Source: The State (SC), November 2, 2013
Posted on: http://envfpn.advisen.com
State Attorney General Alan Wilson has revived criticism in South Carolina against new controls on greenhouse gas pollution, but his remarks this week drew a sharp response from one of the nation’s leading environmental groups.
John Walke, who tracks air issues for the Natural Resources Defense Council, said Friday that Wilson is misleading the public in suggesting that businesses will have an undue burden complying with the greenhouse gas requirements. Walke said the rules will not affect most businesses, but a relatively small number of large factories and power plants — and only if they plan to expand.
This week, Wilson told a Gannett news reporter in Washington that the new federal rules “make it unbearable for businesses to grow their facilities because of the onerous regulations imposed by the” U.S. Environmental Protection Agency. He was not available Friday for further comment, but a spokesman said Wilson stands by his comments.
Walke, a South Carolina native, said the attorney general is trying to score political points.
“This is ideological grandstanding to blow this case up into something more than it is,” Walke said. “I’m from South Carolina so I recognize politicians’ (motivations).”
Wilson is among a handful of state attorneys general who have joined a lawsuit challenging the rules that would regulate greenhouse gases, including carbon dioxide.
These gases contribute to global warming and many environmental groups have pushed to control the pollution. But industries, some of which question the reality of global warming, say the regulations will be too expensive for them.
Last month, the U.S. Supreme Court reaffirmed past decisions that upheld the government’s authority to regulate greenhouse gases under the Clean Air Act, but agreed to hear limited arguments against the greenhouse gas rules. The court will hear legal points on issuing permits, according to the NRDC.
“To claim that this case will relieve burdens on all businesses and that the rules are an economic threat is just incorrect and a misrepresentation,” Walke said, noting that many opponents of the rules are making the same arguments.
Wilson’s statements this week are nothing new in South Carolina. Three years ago, U.S. Sen. Lindsey Graham, R-S.C., blasted the EPA’s rules, saying they were too strict. He and the S.C. Department of Health and Environmental Control held a public meeting in 2010 in which they said the rules could have far-reaching impacts, including regulating apartment complexes, churches, restaurants and family farms.
But in a 2010 interview with The State, then-U.S. EPA administrator Lisa Jackson said the rules would apply to major sources of greenhouse gas pollution and were not intended to affect small businesses.
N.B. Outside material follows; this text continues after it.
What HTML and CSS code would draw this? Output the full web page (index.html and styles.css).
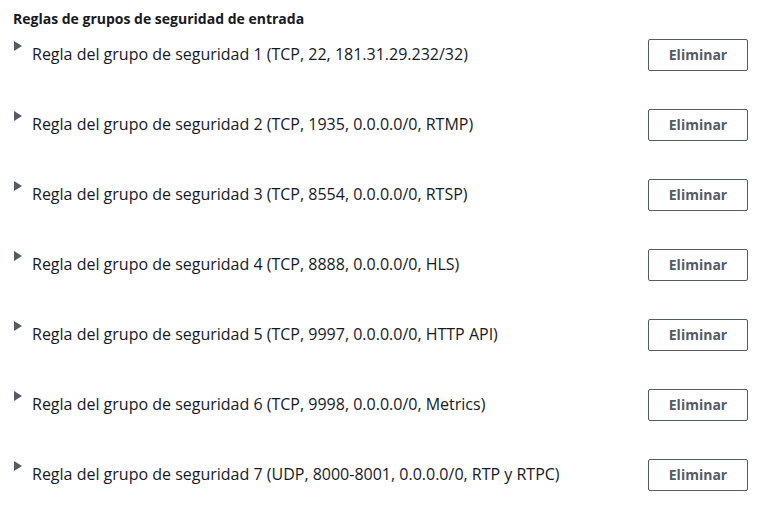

The EPA’s greenhouse gas rules apply only to facilities that release 100,000 metric tons or more of the gases each year.
In South Carolina last year, fewer than half of the 112 large facilities that release greenhouse gases exceeded that level, according to a story Friday in The Greenville News. Last year in South Carolina, more than 43 million metric tons of carbon dioxide and other greenhouse gases were released by the 112 facilities, according to the story.
“Government is like a rubber band, and if they feel the band is about to break, they let up,” Wilson was quoted as saying. “They concede temporarily, and two years from now they will up that standard.”